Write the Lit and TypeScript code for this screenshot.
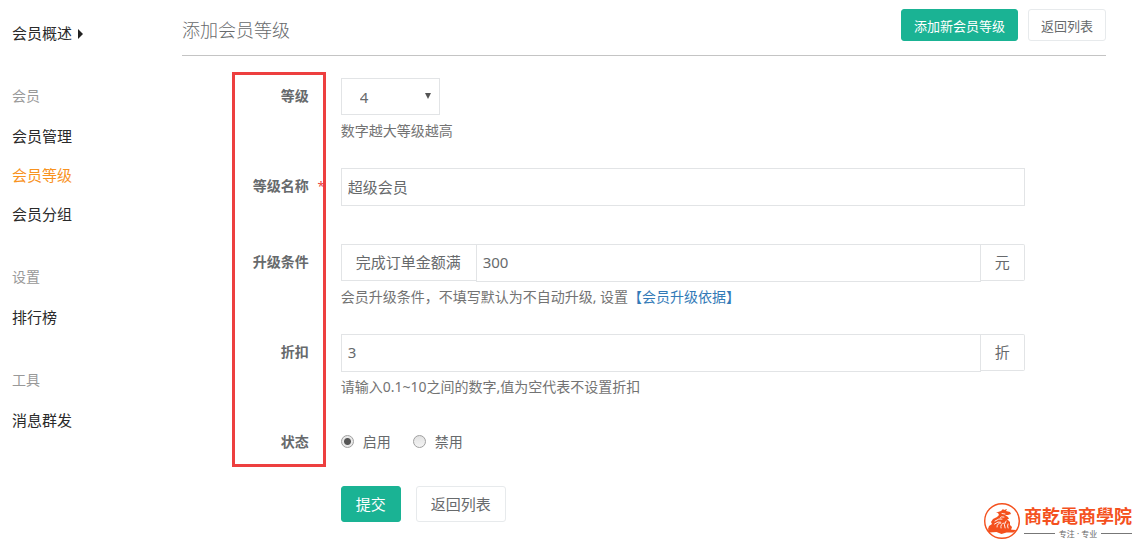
import { LitElement, html, svg, css } from "lit";
import { customElement, state } from "lit/decorators.js";
import { classMap } from "lit/directives/class-map.js";

interface NavGroup {
  title: string;
  items: string[];
}

const NAV: NavGroup[] = [
  { title: "会员", items: ["会员管理", "会员等级", "会员分组"] },
  { title: "设置", items: ["排行榜"] },
  { title: "工具", items: ["消息群发"] },
];

@customElement("side-nav")
export class SideNav extends LitElement {
  @state() private active = "会员等级";

  static styles = css`
    :host {
      display: block;
      padding: 14px 12px;
      font-size: 15px;
      color: #2a2a2a;
    }
    a {
      display: block;
      line-height: 39px;
      color: inherit;
      text-decoration: none;
    }
    a.active {
      color: #f8931f;
    }
    .overview {
      display: flex;
      align-items: center;
      gap: 6px;
    }
    .arrow {
      border-left: 5px solid #222;
      border-top: 5px solid transparent;
      border-bottom: 5px solid transparent;
    }
    h2 {
      margin: 22px 0 0;
      font-size: 14px;
      font-weight: 400;
      line-height: 42px;
      color: #999;
    }
    ul {
      margin: 0;
      padding: 0;
      list-style: none;
    }
  `;

  render() {
    return html`
      <nav>
        <a class="overview" href="#">会员概述<span class="arrow"></span></a>
        ${NAV.map(
          (g) => html`
            <h2>${g.title}</h2>
            <ul>
              ${g.items.map(
                (i) => html`<li>
                  <a
                    href="#"
                    class=${classMap({ active: i === this.active })}
                    @click=${() => (this.active = i)}
                    >${i}</a
                  >
                </li>`
              )}
            </ul>
          `
        )}
      </nav>
    `;
  }
}

@customElement("brand-mark")
export class BrandMark extends LitElement {
  static styles = css`
    :host {
      display: flex;
      align-items: center;
      gap: 3px;
      color: #f4511e;
    }
    svg {
      display: block;
      width: 38px;
      height: 38px;
    }
    .name {
      font-family: "Noto Sans CJK SC", sans-serif;
      font-size: 18px;
      font-weight: 700;
      line-height: 25px;
    }
    .tag {
      display: flex;
      align-items: center;
      gap: 4px;
      font-size: 8px;
      line-height: 11px;
      color: #666;
      white-space: nowrap;
    }
    .tag::before,
    .tag::after {
      content: "";
      flex: 1;
      height: 1px;
      background: #777;
    }
  `;

  render() {
    return html`
      ${svg`<svg viewBox="0 0 38 38" aria-hidden="true">
        <circle cx="19" cy="19" r="17.3" fill="none" stroke="currentColor" stroke-width="1.4"/>
        <path fill="currentColor" d="M15 10l3-1 2-2 1 1 3-1-1 2 4 1 1 2-3 1-3 0 3 2 1 2-2 0 3 3 0 3 2 2-1 3 1 1-20 1-2-2-2-1 1-3 3-2-1-2 2-3 4-2 2-2-1-2-2 0z"/>
        <path fill="currentColor" d="M4.500 27.500l5-1 4 2 6-1 6 0 8 .5-3 2.500-7 0-5 1.500-5-2-7 .500z"/>
        <path fill="none" stroke="#fff" stroke-width=".9" stroke-linecap="round" d="M12 19q4-3 7-2M11.500 22q4-3 6-2M14 25q0-4 4-4M18 26q-1-4 3-5M22 26q-2-3 1-7M25 26q-1-2 0-4M19 11.500l3 .5M21 15q-3-1-4 1"/>
      </svg>`}
      <div>
        <div class="name">商乾電商學院</div>
        <div class="tag">专注 · 专业</div>
      </div>
    `;
  }
}

@customElement("app-root")
export class AppRoot extends LitElement {
  @state() private enabled = true;

  static styles = css`
    :host {
      display: block;
      position: relative;
      min-height: 100vh;
      background: #fff;
      color: #676a6c;
      font-family: "Noto Sans", "Noto Sans CJK SC", sans-serif;
      font-size: 14px;
    }
    * {
      box-sizing: border-box;
    }
    .page {
      display: grid;
      grid-template-columns: 182px minmax(0, 1fr);
    }
    main {
      padding: 9px 32px 22px 0;
    }
    header {
      display: flex;
      align-items: flex-start;
      gap: 10px;
      padding-bottom: 4px;
      border-bottom: 1px solid #c4c4c4;
    }
    h1 {
      flex: 1;
      margin: 0;
      font-size: 18px;
      font-weight: 300;
      line-height: 42px;
    }
    button {
      height: 36px;
      padding: 0 14px 2px;
      border: 1px solid #e7eaec;
      border-radius: 3px;
      background: #fff;
      color: inherit;
      font-family: inherit;
      font-size: 15px;
      cursor: pointer;
    }
    button.small {
      height: 32px;
      padding: 0 12px;
      font-size: 13px;
    }
    button.primary {
      background: #1ab394;
      border-color: #1ab394;
      color: #fff;
    }
    form {
      margin: 22px -13px 0 -15px;
    }
    .fields {
      position: relative;
      display: grid;
      gap: 26px;
      margin-bottom: 26px;
    }
    .row {
      display: flex;
    }
    .label {
      width: 16.6667%;
      padding: 0 17px 0 0;
      font-weight: 700;
      line-height: 36px;
      text-align: right;
    }
    .label.required {
      position: relative;
    }
    .label.required::after {
      content: "*";
      position: absolute;
      right: 1px;
      color: #ed3f3f;
      font-size: 13px;
      font-weight: 400;
    }
    .control {
      width: 75%;
      padding: 0 15px;
    }
    .spaced {
      padding-bottom: 12px;
    }
    input,
    select {
      font-family: inherit;
      font-size: 15px;
      color: inherit;
    }
    .text {
      display: block;
      width: 100%;
      height: 38px;
      padding: 0 6px 2px;
      border: 1px solid #e2e4e6;
      border-radius: 0;
      background: #fff;
      outline: none;
    }
    .select {
      position: relative;
      width: 99px;
      height: 38px;
    }
    .select select {
      appearance: none;
      display: block;
      width: 100%;
      height: 37px;
      padding: 0 18px;
      border: 1px solid #e2e4e6;
      border-radius: 0;
      background: #fff;
    }
    .select::after {
      content: "";
      position: absolute;
      top: 15px;
      right: 9px;
      border-top: 6px solid #555;
      border-left: 3px solid transparent;
      border-right: 3px solid transparent;
      pointer-events: none;
    }
    .group {
      display: flex;
      align-items: flex-start;
    }
    .group .text {
      flex: 1;
      min-width: 0;
    }
    .addon {
      height: 37px;
      padding: 0 14px;
      border: 1px solid #e2e4e6;
      font-size: 15px;
      line-height: 35px;
    }
    .addon.before {
      padding-right: 15px;
      border-right: 0;
    }
    .addon.after {
      border-left: 0;
      border-radius: 0 2px 2px 0;
    }
    .hint {
      margin: 4px 0 0;
      line-height: 22px;
      color: #737373;
    }
    .hint a {
      color: #337ab7;
      text-decoration: none;
    }
    .radios {
      display: flex;
      gap: 22px;
      height: 34px;
    }
    .radios label {
      display: flex;
      align-items: center;
      gap: 9px;
    }
    .radios input {
      appearance: none;
      width: 13px;
      height: 13px;
      margin: 0;
      border: 1px solid #a0a0a0;
      border-radius: 50%;
      background: linear-gradient(#e2e2e2, #f4f4f4);
    }
    .radios input:checked {
      background: radial-gradient(circle, #555 0 3px, #e9e9e9 4px);
    }
    .marker {
      position: absolute;
      top: -6px;
      bottom: -7px;
      left: 65px;
      width: 94px;
      border: 3px solid #ed3f3f;
      pointer-events: none;
    }
    .actions {
      display: flex;
      gap: 15px;
      margin-left: 16.6667%;
      padding: 0 15px;
    }
    brand-mark {
      position: absolute;
      right: 6px;
      bottom: 4px;
    }
  `;

  render() {
    return html`
      <div class="page">
        <side-nav></side-nav>
        <main>
          <header>
            <h1>添加会员等级</h1>
            <button class="small primary" type="button">添加新会员等级</button>
            <button class="small" type="button">返回列表</button>
          </header>
          <form @submit=${(e: Event) => e.preventDefault()}>
            <div class="fields">
              <div class="row">
                <label class="label" for="level">等级</label>
                <div class="control">
                  <div class="select">
                    <select id="level">
                      ${[1, 2, 3, 4, 5].map(
                        (n) => html`<option ?selected=${n === 4}>${n}</option>`
                      )}
                    </select>
                  </div>
                  <p class="hint">数字越大等级越高</p>
                </div>
              </div>
              <div class="row">
                <label class="label required" for="name">等级名称</label>
                <div class="control spaced">
                  <input class="text" id="name" type="text" value="超级会员" />
                </div>
              </div>
              <div class="row">
                <label class="label" for="amount">升级条件</label>
                <div class="control">
                  <div class="group">
                    <span class="addon before">完成订单金额满</span>
                    <input class="text" id="amount" type="text" value="300" />
                    <span class="addon after">元</span>
                  </div>
                  <p class="hint">
                    会员升级条件，不填写默认为不自动升级, 设置<a href="#">【会员升级依据】</a>
                  </p>
                </div>
              </div>
              <div class="row">
                <label class="label" for="discount">折扣</label>
                <div class="control">
                  <div class="group">
                    <input class="text" id="discount" type="text" value="3" />
                    <span class="addon after">折</span>
                  </div>
                  <p class="hint">请输入0.1~10之间的数字,值为空代表不设置折扣</p>
                </div>
              </div>
              <div class="row">
                <span class="label" id="status">状态</span>
                <div class="control">
                  <div class="radios" role="radiogroup" aria-labelledby="status">
                    <label>
                      <input
                        type="radio"
                        name="status"
                        .checked=${this.enabled}
                        @change=${() => (this.enabled = true)}
                      />启用
                    </label>
                    <label>
                      <input
                        type="radio"
                        name="status"
                        .checked=${!this.enabled}
                        @change=${() => (this.enabled = false)}
                      />禁用
                    </label>
                  </div>
                </div>
              </div>
              <div class="marker"></div>
            </div>
            <div class="actions">
              <button class="primary" type="submit">提交</button>
              <button type="button">返回列表</button>
            </div>
          </form>
        </main>
      </div>
      <brand-mark></brand-mark>
    `;
  }
}
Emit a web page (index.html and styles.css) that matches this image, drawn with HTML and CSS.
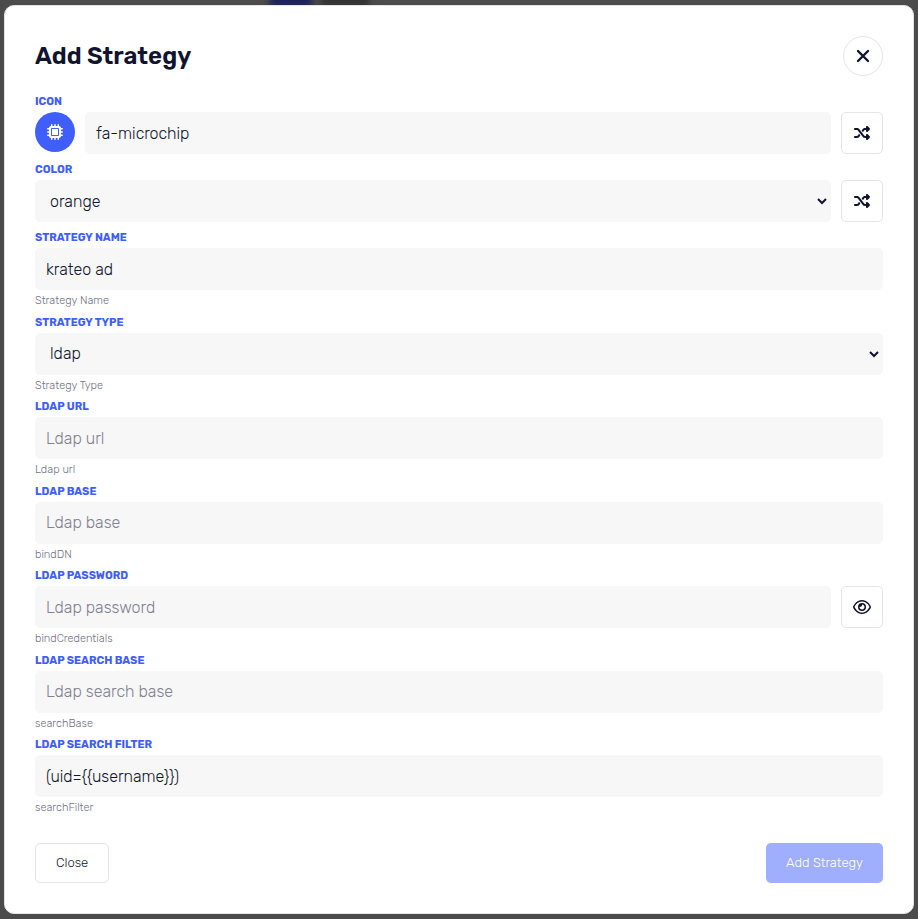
FILE: index.html
```html
<!DOCTYPE html>
<html lang="en">
<head>
<meta charset="utf-8">
<title>Add Strategy</title>
<link rel="stylesheet" href="styles.css">
</head>
<body>
<svg width="0" height="0" class="sprite" aria-hidden="true">
  <symbol id="shuffle" viewBox="0 0 512 512"><path d="M403.800 34.400c12-5 25.700-2.200 34.900 6.900l64 64c6 6 9.400 14.100 9.400 22.600s-3.400 16.600-9.400 22.600l-64 64c-9.200 9.200-22.900 11.900-34.900 6.900s-19.800-16.600-19.800-29.600V160H352c-10.100 0-19.600 4.700-25.600 12.800L284 229.300 244 176l31.200-41.600C293.300 110.200 321.800 96 352 96h32V64c0-12.900 7.800-24.600 19.800-29.600zM164 282.700L204 336l-31.200 41.600C154.700 401.800 126.200 416 96 416H32c-17.700 0-32-14.300-32-32s14.300-32 32-32h64c10.100 0 19.600-4.700 25.600-12.800L164 282.700zm274.600 188c-9.200 9.200-22.900 11.900-34.900 6.900s-19.800-16.600-19.800-29.600V416h-32c-30.200 0-58.700-14.200-76.800-38.400L121.600 172.800c-6-8.100-15.500-12.800-25.600-12.800H32c-17.700 0-32-14.300-32-32s14.300-32 32-32h64c30.200 0 58.700 14.200 76.800 38.400L326.400 339.200c6 8.100 15.500 12.800 25.600 12.800h32v-32c0-12.900 7.800-24.600 19.800-29.600s25.700-2.200 34.900 6.900l64 64c6 6 9.400 14.100 9.400 22.600s-3.400 16.600-9.400 22.600l-64 64z"/></symbol>
</svg>
<div class="backdrop">
  <span class="blot blot-blue"></span>
  <span class="blot blot-dark"></span>
</div>
<main class="modal">
  <header class="modal-head">
    <h1>Add Strategy</h1>
    <button type="button" class="dismiss" aria-label="Dismiss">
      <svg width="20" height="20" viewBox="0 0 20 20"><path d="M5 5l10 10M15 5L5 15" fill="none" stroke="currentColor" stroke-width="2.400" stroke-linecap="round"/></svg>
    </button>
  </header>
  <form class="fields" id="strategy">
    <div class="field">
      <label for="icon">Icon</label>
      <div class="row">
        <span class="avatar">
          <svg width="16" height="16" viewBox="0 0 512 512"><path fill="currentColor" d="M176 24c0-13.300-10.700-24-24-24s-24 10.700-24 24v40c-35.300 0-64 28.700-64 64H24c-13.300 0-24 10.700-24 24s10.700 24 24 24h40v56H24c-13.300 0-24 10.700-24 24s10.700 24 24 24h40v56H24c-13.300 0-24 10.700-24 24s10.700 24 24 24h40c0 35.300 28.700 64 64 64v40c0 13.300 10.700 24 24 24s24-10.700 24-24v-40h56v40c0 13.300 10.700 24 24 24s24-10.700 24-24v-40h56v40c0 13.300 10.700 24 24 24s24-10.700 24-24v-40c35.300 0 64-28.700 64-64h40c13.300 0 24-10.700 24-24s-10.700-24-24-24h-40v-56h40c13.300 0 24-10.700 24-24s-10.700-24-24-24h-40v-56h40c13.300 0 24-10.700 24-24s-10.700-24-24-24h-40c0-35.300-28.700-64-64-64V24c0-13.300-10.700-24-24-24s-24 10.700-24 24v40h-56V24c0-13.300-10.700-24-24-24s-24 10.700-24 24v40h-56V24zM160 128h192c17.700 0 32 14.300 32 32v192c0 17.700-14.300 32-32 32H160c-17.700 0-32-14.300-32-32V160c0-17.700 14.300-32 32-32zm192 32H160v192h192V160z"/></svg>
        </span>
        <input class="control" id="icon" type="text" value="fa-microchip">
        <button type="button" class="square" aria-label="Random icon"><svg width="16" height="16"><use href="#shuffle"/></svg></button>
      </div>
    </div>
    <div class="field">
      <label for="color">Color</label>
      <div class="row">
        <select class="control" id="color"><option>orange</option></select>
        <button type="button" class="square" aria-label="Random color"><svg width="16" height="16"><use href="#shuffle"/></svg></button>
      </div>
    </div>
    <div class="field">
      <label for="name">Strategy Name</label>
      <div class="row"><input class="control" id="name" type="text" value="krateo ad"></div>
      <small>Strategy Name</small>
    </div>
    <div class="field">
      <label for="type">Strategy Type</label>
      <div class="row"><select class="control" id="type"><option>ldap</option></select></div>
      <small>Strategy Type</small>
    </div>
    <div class="field">
      <label for="url">Ldap url</label>
      <div class="row"><input class="control" id="url" type="text" placeholder="Ldap url"></div>
      <small>Ldap url</small>
    </div>
    <div class="field">
      <label for="base">Ldap base</label>
      <div class="row"><input class="control" id="base" type="text" placeholder="Ldap base"></div>
      <small>bindDN</small>
    </div>
    <div class="field">
      <label for="password">Ldap password</label>
      <div class="row">
        <input class="control" id="password" type="password" placeholder="Ldap password">
        <button type="button" class="square" aria-label="Show password">
          <svg width="18" height="16" viewBox="0 0 576 512"><path fill="currentColor" d="M288 80c-65.200 0-118.800 29.600-159.900 67.700C89.600 183.500 63 226 49.400 256c13.600 30 40.200 72.500 78.600 108.300C169.200 402.400 222.800 432 288 432s118.800-29.600 159.900-67.700C486.400 328.500 513 286 526.600 256c-13.600-30-40.200-72.500-78.600-108.300C406.800 109.600 353.200 80 288 80zM95.400 112.600C142.500 68.800 207.200 32 288 32s145.500 36.800 192.600 80.600c46.800 43.500 78.100 95.400 93 131.100 3.300 7.900 3.300 16.700 0 24.600-14.900 35.700-46.200 87.700-93 131.100C433.500 443.200 368.800 480 288 480s-145.500-36.800-192.600-80.600C48.600 356 17.300 304 2.500 268.300c-3.300-7.900-3.300-16.700 0-24.600C17.300 208 48.600 156 95.400 112.600zM288 336c44.200 0 80-35.800 80-80s-35.800-80-80-80c-.7 0-1.300 0-2 0 1.300 5.100 2 10.500 2 16 0 35.300-28.700 64-64 64-5.500 0-10.900-.7-16-2v2c0 44.200 35.800 80 80 80zm0-208a128 128 0 1 1 0 256 128 128 0 1 1 0-256z"/></svg>
        </button>
      </div>
      <small>bindCredentials</small>
    </div>
    <div class="field">
      <label for="search-base">Ldap search base</label>
      <div class="row"><input class="control" id="search-base" type="text" placeholder="Ldap search base"></div>
      <small>searchBase</small>
    </div>
    <div class="field">
      <label for="search-filter">Ldap search filter</label>
      <div class="row"><input class="control" id="search-filter" type="text" value="(uid={{username}})"></div>
      <small>searchFilter</small>
    </div>
  </form>
  <footer class="modal-foot">
    <button type="button" class="btn">Close</button>
    <button type="submit" form="strategy" class="btn btn-primary">Add Strategy</button>
  </footer>
</main>
</body>
</html>
```
FILE: styles.css
```css
* { box-sizing: border-box; }

body {
  margin: 0;
  padding: 5px 4px;
  background: #4b4b4b;
  color: #11142d;
  font-family: Rubik, Roboto, "Liberation Sans", sans-serif;
  font-weight: 300;
}

button, input, select { font: inherit; color: inherit; }

.sprite { position: absolute; }

.backdrop {
  position: fixed;
  inset: 0;
  z-index: -1;
  overflow: hidden;
}

.blot {
  position: absolute;
  top: -8px;
  height: 16px;
  filter: blur(3px);
}

.blot-blue { left: 270px; width: 42px; background: #1c2357; }
.blot-dark { left: 321px; width: 48px; background: #343437; }

.modal {
  padding: 30px;
  border: 1px solid #e4e4e4;
  border-radius: 10px;
  background: #fff;
}

.modal-head, .modal-foot {
  display: flex;
  align-items: center;
  justify-content: space-between;
}

.modal-head { margin-bottom: 20px; }
.modal-foot { margin-top: 29px; }

h1 {
  margin: 0;
  font-size: 24px;
  line-height: 40px;
  font-weight: 600;
}

.dismiss, .square {
  display: flex;
  flex: none;
  align-items: center;
  justify-content: center;
  padding: 0;
  border: 1px solid #e4e4e4;
  background: #fff;
}

.dismiss { width: 40px; height: 40px; border-radius: 50%; }
.square { width: 42px; height: 42px; border-radius: 5px; }
.square svg { fill: currentColor; }

.fields { display: flex; flex-direction: column; gap: 10px; }

.field { display: flex; flex-direction: column; }

label {
  margin-bottom: 4px;
  color: #3f5efb;
  font-size: 11px;
  line-height: 12px;
  font-weight: 700;
  text-transform: uppercase;
}

.row { display: flex; gap: 10px; }

.avatar {
  display: flex;
  flex: none;
  align-items: center;
  justify-content: center;
  width: 40px;
  height: 40px;
  border-radius: 50%;
  background: #3f5efb;
  color: #fff;
}

.control {
  flex: 1;
  min-width: 0;
  height: 42px;
  padding: 0 10px;
  border: 1px solid #f7f7f7;
  border-radius: 5px;
  background: #f7f7f7;
  font-size: 16px;
}

select.control { padding-right: 0; }

.control::placeholder { color: #808191; }

small {
  margin: 3px 0 -3px;
  color: #6f7082;
  font-size: 11px;
  line-height: 1.5;
}

.btn {
  height: 40px;
  padding: 0 20px;
  border: 1px solid #e4e4e4;
  border-radius: 5px;
  background: #fff;
  font-size: 13px;
}

.btn-primary {
  border: 0;
  background: #9faefd;
  color: #fff;
}
```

• _Job_: Using the material above, report each line where "index" occurs.

• _The reply_:
Emit a web page (index.html and styles.css) that matches this image, drawn with HTML and CSS.
FILE: index.html
  z-index: -1;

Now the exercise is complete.